Celles-ci veulent surtout une charte comme celle de Paris. « Ce qui vaut pour Paris vaut pour la banlieue ! La Seine-Saint-Denis a eu sa dose de pollution industrielle, non ? », proteste Michel Bourgain. Le Vert milite nationalement pour que les maires puissent fixer un seuil limite avec les opérateurs. Mais eux souhaitent que la charte parisienne reste une exception. « Elle laisse entendre, pestent-ils, que la réglementation française est dangereuse. Elle crée finalement de l’inquiétude. Et si nous avons pu baisser les seuils d’émissions, c’est grâce au grand nombre d’antennes dans la capitale, plus de mille. » C’est le grand paradoxe de l’affaire, qui n’enchantera pas les habitants : si le seuil est limité, le nombre d’antennes devra se multiplier.

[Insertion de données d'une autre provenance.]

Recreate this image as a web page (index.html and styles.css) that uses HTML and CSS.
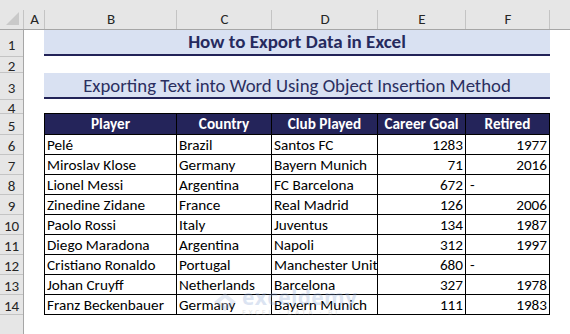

Le 23 janvier pourtant, opérateurs et élus plancheront sur un projet de charte autour de Michel Bourgain. Afficher une culture de la concertation, les magnats du sans-fil y tiennent plus que tout.
La charte et la loi
Ondes électromagnétiques
Le décret du 3 mai 2002 sur les émissions d’ondes électromagnétiques fixe à 61 volts par mètre, pour les antennes relais 3 e génération, le seuil maximum de champs électromagnétiques. Les opérateurs émettent en général en dessous de ce seuil. La charte de Paris, initiée par l’adjoint Vert Yves Contassot et signée en 2003, ne rend pas caduc ce décret, mais exige qu’à l’intérieur des lieux publics ou des appartements, les émissions ne dépassent pas 2 volts par mètre, en moyenne. La charte a été reconduite pour deux ans en novembre 2005.